WORK TO DO »
Starting at the first line of the listing below, repeat each line up to and including the one containing "string; sub?: boolean;". Leave out pictures.

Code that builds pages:

┄┄┄┄┄┄┄┄┄┄┄┄┄┄┄┄┄┄┄┄

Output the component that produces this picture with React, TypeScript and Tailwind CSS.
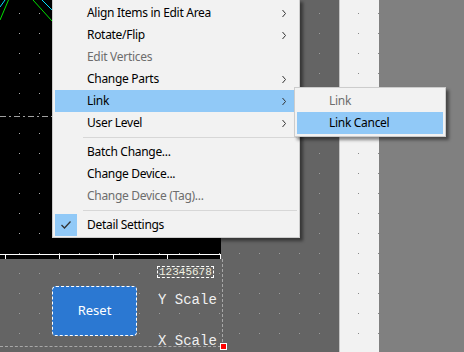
import React from "react";

const ui = { fontFamily: '"Noto Sans", "Liberation Sans", sans-serif' };
const mono = { fontFamily: '"Liberation Mono", "DejaVu Sans Mono", monospace' };

function Dots({ id, x, y, color }: { id: string; x: number; y: number; color: string }) {
  return (
    <svg className="absolute inset-0 w-full h-full pointer-events-none">
      <defs>
        <pattern id={id} width="20" height="20" patternUnits="userSpaceOnUse">
          <rect x={x} y={y} width="1" height="1" fill={color} />
        </pattern>
      </defs>
      <rect width="100%" height="100%" fill={`url(#${id})`} />
    </svg>
  );
}

function Chevron() {
  return (
    <svg width="6" height="9" viewBox="0 0 6 9" className="shrink-0">
      <path d="M1.5 1 L4.5 4.5 L1.5 8" fill="none" stroke="#333" strokeWidth="1" />
    </svg>
  );
}

type Item = { label: string; sub?: boolean; disabled?: boolean; active?: boolean; checked?: boolean };

function MenuItem({ item }: { item: Item }) {
  return (
    <div
      className={
        "relative flex items-center h-[22px] pl-[32px] pr-[10px] text-[12px] tracking-[-0.3px] " +
        (item.active ? "bg-[#91c9f7] " : "") +
        (item.disabled ? "text-[#6d6d6d]" : "text-black")
      }
    >
      {item.checked && (
        <div className="absolute left-0 top-0 w-[22px] h-[22px] bg-[#91c9f7] flex items-center justify-center">
          <svg width="12" height="10" viewBox="0 0 12 10">
            <path d="M1.5 5 L4.5 8 L10.5 1.5" fill="none" stroke="#333" strokeWidth="1.3" />
          </svg>
        </div>
      )}
      <span className="flex-1 leading-none">{item.label}</span>
      {item.sub && <Chevron />}
    </div>
  );
}

function Sep() {
  return (
    <div className="h-[7px] flex items-center pl-[28px]">
      <div className="h-px w-full bg-[#d7d7d7]" />
    </div>
  );
}

export default function App() {
  const top: Item[] = [
    { label: "Align Items in Edit Area", sub: true },
    { label: "Rotate/Flip", sub: true },
    { label: "Edit Vertices", disabled: true },
    { label: "Change Parts", sub: true },
    { label: "Link", sub: true, active: true },
    { label: "User Level", sub: true },
  ];
  const mid: Item[] = [
    { label: "Batch Change..." },
    { label: "Change Device..." },
    { label: "Change Device (Tag)...", disabled: true },
  ];
  return (
    <div className="relative w-[464px] h-[352px] overflow-hidden flex bg-[#646464]" style={ui}>
      {/* canvas column */}
      <div className="w-[221px] flex flex-col shrink-0">
        <div className="relative h-[259px] bg-black">
          <svg width="221" height="259" className="absolute inset-0">
            <defs>
              <pattern id="pb" width="20" height="20" patternUnits="userSpaceOnUse">
                <rect x="19" y="13" width="1" height="1" fill="#a8a8a8" />
              </pattern>
            </defs>
            <rect width="221" height="259" fill="url(#pb)" />
            <line x1="5" y1="0" x2="0" y2="7" stroke="#00e5ff" strokeWidth="1" />
            <line x1="8.5" y1="0" x2="0" y2="20" stroke="#00e000" strokeWidth="1" />
            <line x1="33" y1="0" x2="52" y2="21" stroke="#00e000" strokeWidth="1" />
            <line x1="42" y1="0" x2="52" y2="10" stroke="#00e5ff" strokeWidth="1" />
            <line x1="0" y1="116.5" x2="52" y2="116.5" stroke="#a0a0a0" strokeWidth="1" strokeDasharray="6 3 2 3" />
            <line x1="0" y1="254.5" x2="221" y2="254.5" stroke="#fff" strokeWidth="1" />
            {[5.5, 59.5, 113.5, 167.5, 220.5].map((x) => (
              <line key={x} x1={x} y1="254" x2={x} y2="259" stroke="#fff" strokeWidth="1" />
            ))}
          </svg>
        </div>
        <div className="relative flex-1 bg-[#646464]">
          <Dots id="pg" x={19} y={14} color="#9a9a9a" />
          <div className="relative flex pt-[7px] pl-[157px]">
            <div className="border border-dashed border-white px-[1px] h-[12px] flex items-center text-[11px] leading-none text-[#f0f0e0]" style={mono}>
              12345678
            </div>
          </div>
          <div className="relative flex items-center mt-[8px]">
            <div className="ml-[52px] w-[85px] h-[50px] rounded-[4px] bg-[#2b78d2] border border-dashed border-white flex items-center justify-center text-white text-[13px]">
              Reset
            </div>
            <div className="ml-[21px] text-[14px] text-[#f0f0f0] leading-none -mt-[22px]" style={mono}>
              Y Scale
            </div>
          </div>
          <div className="relative pl-[158px] -mt-[2px] text-[14px] text-[#f0f0f0] leading-none" style={mono}>
            X Scale
          </div>
        </div>
      </div>
      {/* dark grey column */}
      <div className="relative w-[118px] shrink-0 bg-[#646464]">
        <Dots id="pd" x={18} y={13} color="#9a9a9a" />
      </div>
      {/* light strip */}
      <div className="relative w-[40px] shrink-0 bg-[#f2f2f2] border-l border-[#c4c4c4]">
        <Dots id="pl" x={18} y={13} color="#8a8a8a" />
      </div>
      <div className="flex-1 bg-[#808080]" />

      {/* canvas overlays: dashed selection edges and handle */}
      <div className="absolute left-0 top-[346px] w-[221px] border-t border-dashed border-[#a8a8a8]" />
      <div className="absolute left-[222px] top-[259px] h-[88px] border-l border-dashed border-[#a8a8a8]" />
      <div className="absolute left-[220px] top-[343px] w-[7px] h-[7px] bg-[#ff0000] border border-white" />

      {/* context menu */}
      <div className="absolute left-[52px] top-[-1px] w-[248px] bg-[#f2f2f2] border border-[#cccccc] pt-[2px] pb-[1px] px-[2px] shadow-[3px_3px_3px_rgba(0,0,0,0.45)]">
        {top.map((it) => (
          <MenuItem key={it.label} item={it} />
        ))}
        <Sep />
        {mid.map((it) => (
          <MenuItem key={it.label} item={it} />
        ))}
        <Sep />
        <MenuItem item={{ label: "Detail Settings", checked: true }} />
      </div>

      {/* submenu */}
      <div className="absolute left-[294px] top-[87px] w-[152px] bg-[#f2f2f2] border border-[#cccccc] pt-[2px] pb-[2px] px-[2px] shadow-[3px_3px_3px_rgba(0,0,0,0.45)]">
        <MenuItem item={{ label: "Link", disabled: true }} />
        <MenuItem item={{ label: "Link Cancel", active: true }} />
      </div>
    </div>
  );
}
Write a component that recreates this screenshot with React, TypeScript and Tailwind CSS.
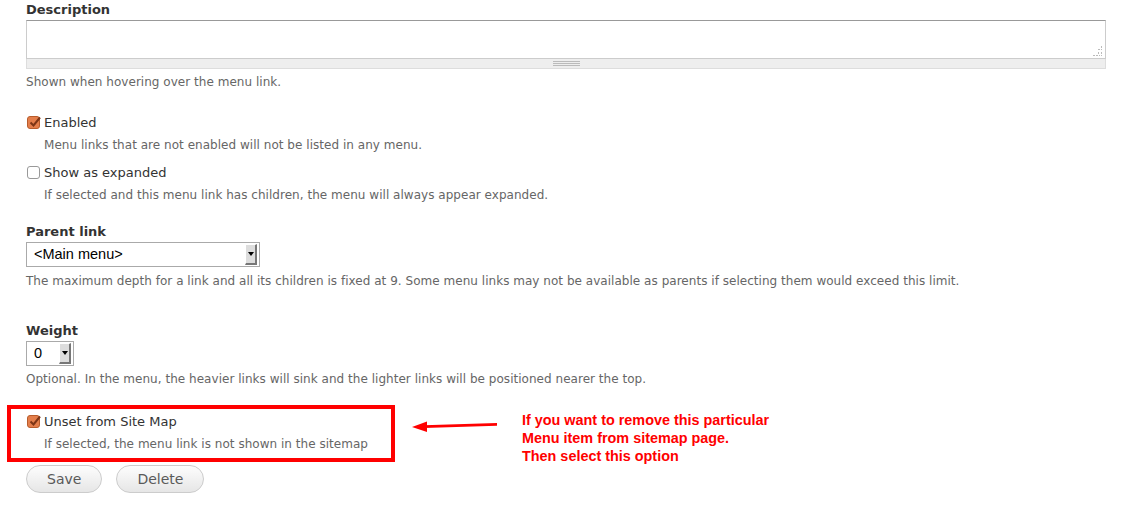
import React from "react"

function Checkbox({ checked }: { checked?: boolean }) {
  if (!checked) {
    return <span className="ml-[1px] mr-[4px] inline-block h-[13px] w-[13px] shrink-0 rounded-[3px] border border-[#999] bg-white" />
  }
  return (
    <span className="relative ml-[1px] mr-[4px] inline-block h-[13px] w-[13px] shrink-0 rounded-[3px] border border-[#b85c2c] bg-[#e47e4b]">
      <svg className="absolute -top-[2px] left-0" width="14" height="14" viewBox="0 0 14 14">
        <path d="M2.5 7.5 L5.5 10.5 L12 2.5" fill="none" stroke="#7d3516" strokeWidth="2" />
      </svg>
    </span>
  )
}

function CheckItem({ label, desc, checked }: { label: string; desc: string; checked?: boolean }) {
  return (
    <div>
      <div className="flex items-center text-[13px] leading-[19px] text-[#333]">
        <Checkbox checked={checked} />
        <span>{label}</span>
      </div>
      <div className="mt-[4px] pl-[18px] text-[12px] leading-[18px] tracking-[0.03px] text-[#666]">{desc}</div>
    </div>
  )
}

function Select({ value, width }: { value: string; width: string }) {
  return (
    <div className={`flex h-[25px] items-center border border-[#aaa] bg-white p-[2px] ${width}`}>
      <span className="flex-1 pl-[5px] font-['Liberation_Sans',Arial,sans-serif] text-[14.5px] text-black">{value}</span>
      <span className="flex h-[21px] w-[12px] items-center justify-center border-t border-l border-t-white border-l-white border-r-2 border-b-2 border-r-[#777] border-b-[#777] bg-[#ddd]">
        <svg width="6" height="4" viewBox="0 0 6 4">
          <path d="M0 0 H6 L3 4 Z" fill="#000" />
        </svg>
      </span>
    </div>
  )
}

export default function App() {
  return (
    <div className="min-h-[508px] w-[1130px] bg-white pl-[26px] pr-[24px] font-['DejaVu_Sans',sans-serif]">
      <div className="text-[13px] font-bold leading-[19px] text-[#333]">Description</div>
      <div className="mt-[1px]">
        <div className="relative h-[39px] border border-[#ccc] border-t-[#999] bg-white">
          <svg className="absolute bottom-[2px] right-[2px]" width="10" height="10" viewBox="0 0 10 10">
            <g fill="#bbb">
              <rect x="8" y="0" width="1" height="2" />
              <rect x="5" y="3" width="2" height="1" />
              <rect x="8" y="3" width="1" height="1" />
              <rect x="5" y="6" width="1" height="2" />
              <rect x="8" y="6" width="1" height="2" />
              <rect x="0" y="9" width="2" height="1" />
              <rect x="3" y="9" width="2" height="1" />
              <rect x="6" y="9" width="1" height="1" />
              <rect x="8" y="9" width="1" height="1" />
            </g>
          </svg>
        </div>
        <div className="flex h-[10px] flex-col items-center justify-center gap-[1px] border-x border-b border-[#ddd] bg-[#eee]">
          <span className="h-px w-[27px] bg-[#bbb]" />
          <span className="h-px w-[27px] bg-[#bbb]" />
          <span className="h-px w-[27px] bg-[#bbb]" />
        </div>
      </div>
      <div className="mt-[4px] text-[12px] leading-[18px] tracking-[0.03px] text-[#666]">Shown when hovering over the menu link.</div>

      <div className="mt-[22px]">
        <CheckItem checked label="Enabled" desc="Menu links that are not enabled will not be listed in any menu." />
      </div>
      <div className="mt-[9px]">
        <CheckItem label="Show as expanded" desc="If selected and this menu link has children, the menu will always appear expanded." />
      </div>

      <div className="mt-[18px] text-[13px] font-bold leading-[19px] text-[#333]">Parent link</div>
      <div className="mt-[1px]">
        <Select value="<Main menu>" width="w-[234px]" />
      </div>
      <div className="mt-[5px] text-[12px] leading-[18px] tracking-[0.03px] text-[#666]">
        The maximum depth for a link and all its children is fixed at 9. Some menu links may not be available as parents if selecting them would exceed this limit.
      </div>

      <div className="mt-[31px] text-[13px] font-bold leading-[19px] text-[#333]">Weight</div>
      <div className="mt-[1px]">
        <Select value="0" width="w-[48px]" />
      </div>
      <div className="mt-[4px] text-[12px] leading-[18px] tracking-[0.03px] text-[#666]">
        Optional. In the menu, the heavier links will sink and the lighter links will be positioned nearer the top.
      </div>

      <div className="mt-[17px] flex h-[57px] items-start">
        <div className="-ml-[19px] w-[388px] border-4 border-[#f00] pb-[5px] pl-[15px] pt-[3px]">
          <CheckItem checked label="Unset from Site Map" desc="If selected, the menu link is not shown in the sitemap" />
        </div>
        <svg className="ml-[17px] mt-[14px]" width="86" height="14" viewBox="0 0 86 14">
          <path d="M12 6.2 L85 4 L85 6.8 L12 9 Z" fill="#f00" />
          <path d="M0 8 L15 2.5 L15 13 Z" fill="#f00" />
        </svg>
        <div className="ml-[24px] mt-[6px] font-['Liberation_Sans',Arial,sans-serif] text-[14.4px] font-bold leading-[18px] text-[#f00]">
          <div>If you want to remove this particular</div>
          <div>Menu item from sitemap page.</div>
          <div>Then select this option</div>
        </div>
      </div>

      <div className="mt-[3px] flex gap-[14px]">
        <button className="h-[28px] rounded-full border border-[#ccc] bg-gradient-to-b from-[#fdfdfd] to-[#e6e6e6] px-[20px] text-[14px] text-[#5a5a5a]">
          Save
        </button>
        <button className="h-[28px] rounded-full border border-[#ccc] bg-gradient-to-b from-[#fdfdfd] to-[#e6e6e6] px-[20px] text-[14px] text-[#5a5a5a]">
          Delete
        </button>
      </div>
    </div>
  )
}
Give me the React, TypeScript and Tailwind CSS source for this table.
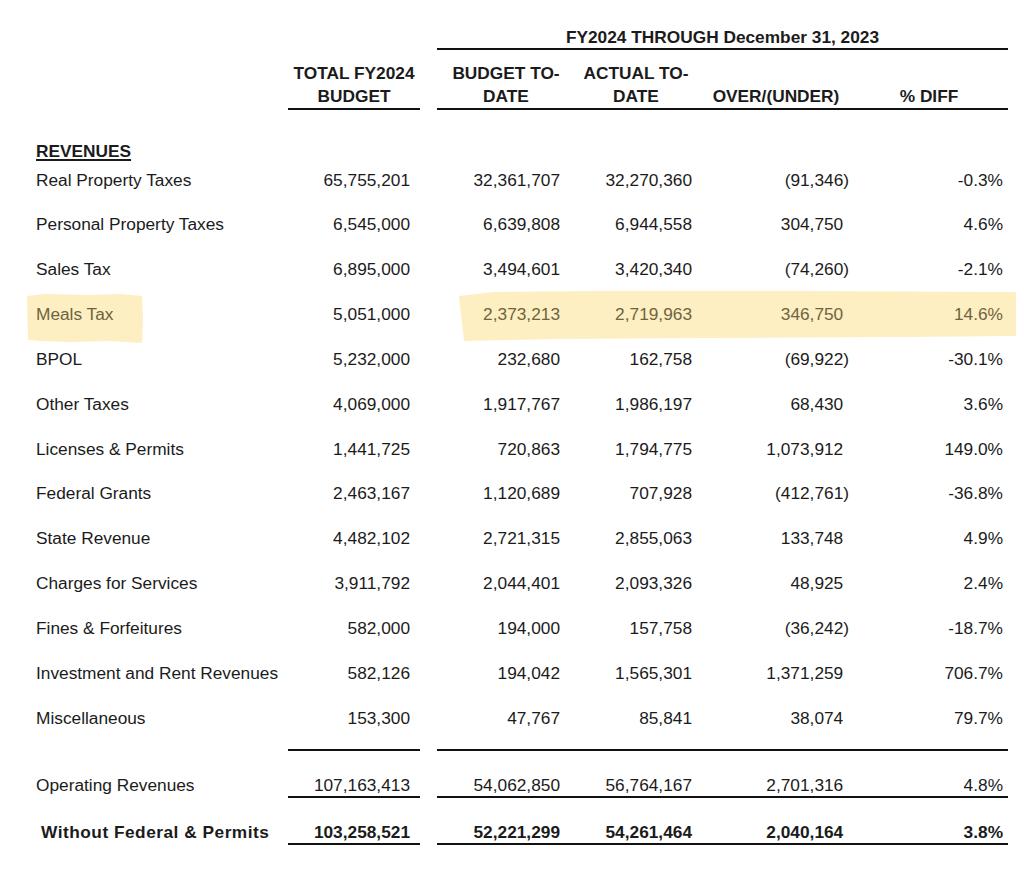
import React from "react";

type Row = [string, string, string, string, string, string];

const rows: Row[] = [
  ["Real Property Taxes", "65,755,201", "32,361,707", "32,270,360", "(91,346)", "-0.3%"],
  ["Personal Property Taxes", "6,545,000", "6,639,808", "6,944,558", "304,750", "4.6%"],
  ["Sales Tax", "6,895,000", "3,494,601", "3,420,340", "(74,260)", "-2.1%"],
  ["Meals Tax", "5,051,000", "2,373,213", "2,719,963", "346,750", "14.6%"],
  ["BPOL", "5,232,000", "232,680", "162,758", "(69,922)", "-30.1%"],
  ["Other Taxes", "4,069,000", "1,917,767", "1,986,197", "68,430", "3.6%"],
  ["Licenses & Permits", "1,441,725", "720,863", "1,794,775", "1,073,912", "149.0%"],
  ["Federal Grants", "2,463,167", "1,120,689", "707,928", "(412,761)", "-36.8%"],
  ["State Revenue", "4,482,102", "2,721,315", "2,855,063", "133,748", "4.9%"],
  ["Charges for Services", "3,911,792", "2,044,401", "2,093,326", "48,925", "2.4%"],
  ["Fines & Forfeitures", "582,000", "194,000", "157,758", "(36,242)", "-18.7%"],
  ["Investment and Rent Revenues", "582,126", "194,042", "1,565,301", "1,371,259", "706.7%"],
  ["Miscellaneous", "153,300", "47,767", "85,841", "38,074", "79.7%"],
];

function Over({ v }: { v: string }) {
  return (
    <>
      {v}
      {v.startsWith("(") ? null : <span className="invisible">)</span>}
    </>
  );
}

function DataRow({ r, hl }: { r: Row; hl?: boolean }) {
  const c = hl ? "text-[#6e6440]" : "";
  return (
    <div className="flex h-[22px] leading-[22px] relative z-10">
      <div className={`w-[252px] ${c}`}>{r[0]}</div>
      <div className="w-[132px] text-right pr-[10px]">{r[1]}</div>
      <div className="w-[17px]" />
      <div className={`w-[138px] text-right pr-[15px] ${c}`}>{r[2]}</div>
      <div className={`w-[122px] text-right pr-[5px] ${c}`}>{r[3]}</div>
      <div className={`w-[158px] text-right pr-[6px] ${c}`}>
        <Over v={r[4]} />
      </div>
      <div className={`w-[153px] text-right pr-[5px] ${c}`}>{r[5]}</div>
    </div>
  );
}

export default function App() {
  return (
    <div
      className="relative w-[1024px] h-[892px] bg-white text-[#1b1b1b] text-[17.3px] pl-[36px] pt-[26px] overflow-hidden"
      style={{ fontFamily: '"Liberation Sans", Arial, sans-serif' }}
    >
      {/* highlighter marks */}
      <svg
        className="absolute left-0 top-0 pointer-events-none"
        width="1024"
        height="892"
        viewBox="0 0 1024 892"
      >
        <polygon
          fill="#fdefc1"
          points="27,296 45,294 90,295 120,294 142,296 143,320 142,343 110,341 70,342 40,341 28,340"
        />
        <polygon
          fill="#fdefc1"
          points="459,296 494,292 600,291 800,291 1016,292 1016,336 900,337 700,338 560,339 464,341"
        />
      </svg>

      {/* title row */}
      <div className="flex">
        <div className="w-[401px]" />
        <div className="w-[571px] h-[23.5px] leading-[22px] text-center font-bold border-b-[2.5px] border-[#111]">
          FY2024 THROUGH December 31, 2023
        </div>
      </div>

      {/* column headers */}
      <div className="flex mt-[12px] font-bold leading-[23px]">
        <div className="w-[252px]" />
        <div className="w-[132px] h-[48.5px] text-center border-b-[2.5px] border-[#111]">
          TOTAL FY2024
          <br />
          BUDGET
        </div>
        <div className="w-[17px]" />
        <div className="flex border-b-[2.5px] border-[#111] h-[48.5px]">
          <div className="w-[138px] text-center">
            BUDGET TO-
            <br />
            DATE
          </div>
          <div className="w-[122px] text-center">
            ACTUAL TO-
            <br />
            DATE
          </div>
          <div className="w-[158px] flex flex-col justify-end text-center">
            OVER/(UNDER)
          </div>
          <div className="w-[153px] flex flex-col justify-end text-center pr-[5px]">
            % DIFF
          </div>
        </div>
      </div>

      {/* section title */}
      <div className="mt-[30px] h-[22px] leading-[22px] font-bold underline decoration-[1.5px] underline-offset-[2px]">
        REVENUES
      </div>

      {/* data rows */}
      <div className="mt-[6.5px] flex flex-col gap-[22.85px]">
        {rows.map((r) => (
          <DataRow key={r[0]} r={r} hl={r[0] === "Meals Tax"} />
        ))}
      </div>

      {/* totals */}
      <div className="flex mt-[20px]">
        <div className="w-[252px]" />
        <div className="w-[132px] border-t-2 border-[#111]" />
        <div className="w-[17px]" />
        <div className="w-[571px] border-t-2 border-[#111]" />
      </div>
      <div className="flex mt-[23px] leading-[22px]">
        <div className="w-[252px]">Operating Revenues</div>
        <div className="w-[132px] text-right pr-[10px] border-b-2 border-[#111]">107,163,413</div>
        <div className="w-[17px]" />
        <div className="flex border-b-2 border-[#111]">
          <div className="w-[138px] text-right pr-[15px]">54,062,850</div>
          <div className="w-[122px] text-right pr-[5px]">56,764,167</div>
          <div className="w-[158px] text-right pr-[6px]">
            <Over v="2,701,316" />
          </div>
          <div className="w-[153px] text-right pr-[5px]">4.8%</div>
        </div>
      </div>
      <div className="flex mt-[23px] leading-[22px] font-bold">
        <div className="w-[252px] pl-[5px] tracking-[0.5px]">Without Federal &amp; Permits</div>
        <div className="w-[132px] text-right pr-[10px] border-b-2 border-[#111]">103,258,521</div>
        <div className="w-[17px]" />
        <div className="flex border-b-2 border-[#111]">
          <div className="w-[138px] text-right pr-[15px]">52,221,299</div>
          <div className="w-[122px] text-right pr-[5px]">54,261,464</div>
          <div className="w-[158px] text-right pr-[6px]">
            <Over v="2,040,164" />
          </div>
          <div className="w-[153px] text-right pr-[5px]">3.8%</div>
        </div>
      </div>
    </div>
  );
}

┄┄┄┄┄┄┄┄┄┄┄┄┄┄┄┄┄┄┄┄

SOLUTION BELOW »
Output the component that produces this picture with React, TypeScript and Tailwind CSS.
import React from "react";

const ui = { fontFamily: '"Noto Sans", "Liberation Sans", sans-serif' };
const mono = { fontFamily: '"Liberation Mono", "DejaVu Sans Mono", monospace' };

function Dots({ id, x, y, color }: { id: string; x: number; y: number; color: string }) {
  return (
    <svg className="absolute inset-0 w-full h-full pointer-events-none">
      <defs>
        <pattern id={id} width="20" height="20" patternUnits="userSpaceOnUse">
          <rect x={x} y={y} width="1" height="1" fill={color} />
        </pattern>
      </defs>
      <rect width="100%" height="100%" fill={`url(#${id})`} />
    </svg>
  );
}

function Chevron() {
  return (
    <svg width="6" height="9" viewBox="0 0 6 9" className="shrink-0">
      <path d="M1.5 1 L4.5 4.5 L1.5 8" fill="none" stroke="#333" strokeWidth="1" />
    </svg>
  );
}

type Item = { label: string; sub?: boolean; disabled?: boolean; active?: boolean; checked?: boolean };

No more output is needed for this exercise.